▶ [What you are asked to do] Write out each line exactly as given. Leave the pictures out of your copy.

Start Given material

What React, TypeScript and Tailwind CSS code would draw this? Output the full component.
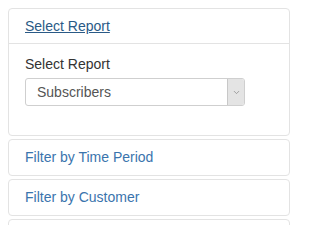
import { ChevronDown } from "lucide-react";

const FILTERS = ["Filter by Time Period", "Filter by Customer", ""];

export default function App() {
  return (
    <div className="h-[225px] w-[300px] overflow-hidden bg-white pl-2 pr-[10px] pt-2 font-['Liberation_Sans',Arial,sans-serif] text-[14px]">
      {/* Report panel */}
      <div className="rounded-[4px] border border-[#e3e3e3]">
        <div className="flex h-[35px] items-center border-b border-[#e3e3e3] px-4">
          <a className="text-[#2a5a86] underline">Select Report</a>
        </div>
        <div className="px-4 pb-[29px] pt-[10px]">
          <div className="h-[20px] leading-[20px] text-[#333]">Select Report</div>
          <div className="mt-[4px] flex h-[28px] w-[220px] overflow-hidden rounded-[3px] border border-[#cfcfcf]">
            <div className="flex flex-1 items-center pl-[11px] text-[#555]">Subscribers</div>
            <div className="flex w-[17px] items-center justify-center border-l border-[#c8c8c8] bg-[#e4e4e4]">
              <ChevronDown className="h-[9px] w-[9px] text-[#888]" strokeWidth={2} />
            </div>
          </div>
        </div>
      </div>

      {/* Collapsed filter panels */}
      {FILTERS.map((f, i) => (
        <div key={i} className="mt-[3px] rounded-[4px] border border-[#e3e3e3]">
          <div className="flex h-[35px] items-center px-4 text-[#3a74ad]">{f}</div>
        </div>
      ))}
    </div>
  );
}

End Given material

▶ [Correct response]
What React, TypeScript and Tailwind CSS code would draw this? Output the full component.
import { ChevronDown } from "lucide-react";

const FILTERS = ["Filter by Time Period", "Filter by Customer", ""];

export default function App() {
  return (
    <div className="h-[225px] w-[300px] overflow-hidden bg-white pl-2 pr-[10px] pt-2 font-['Liberation_Sans',Arial,sans-serif] text-[14px]">
      {/* Report panel */}
      <div className="rounded-[4px] border border-[#e3e3e3]">
        <div className="flex h-[35px] items-center border-b border-[#e3e3e3] px-4">
          <a className="text-[#2a5a86] underline">Select Report</a>
        </div>
        <div className="px-4 pb-[29px] pt-[10px]">
          <div className="h-[20px] leading-[20px] text-[#333]">Select Report</div>
          <div className="mt-[4px] flex h-[28px] w-[220px] overflow-hidden rounded-[3px] border border-[#cfcfcf]">
            <div className="flex flex-1 items-center pl-[11px] text-[#555]">Subscribers</div>
            <div className="flex w-[17px] items-center justify-center border-l border-[#c8c8c8] bg-[#e4e4e4]">
              <ChevronDown className="h-[9px] w-[9px] text-[#888]" strokeWidth={2} />
            </div>
          </div>
        </div>
      </div>

      {/* Collapsed filter panels */}
      {FILTERS.map((f, i) => (
        <div key={i} className="mt-[3px] rounded-[4px] border border-[#e3e3e3]">
          <div className="flex h-[35px] items-center px-4 text-[#3a74ad]">{f}</div>
        </div>
      ))}
    </div>
  );
}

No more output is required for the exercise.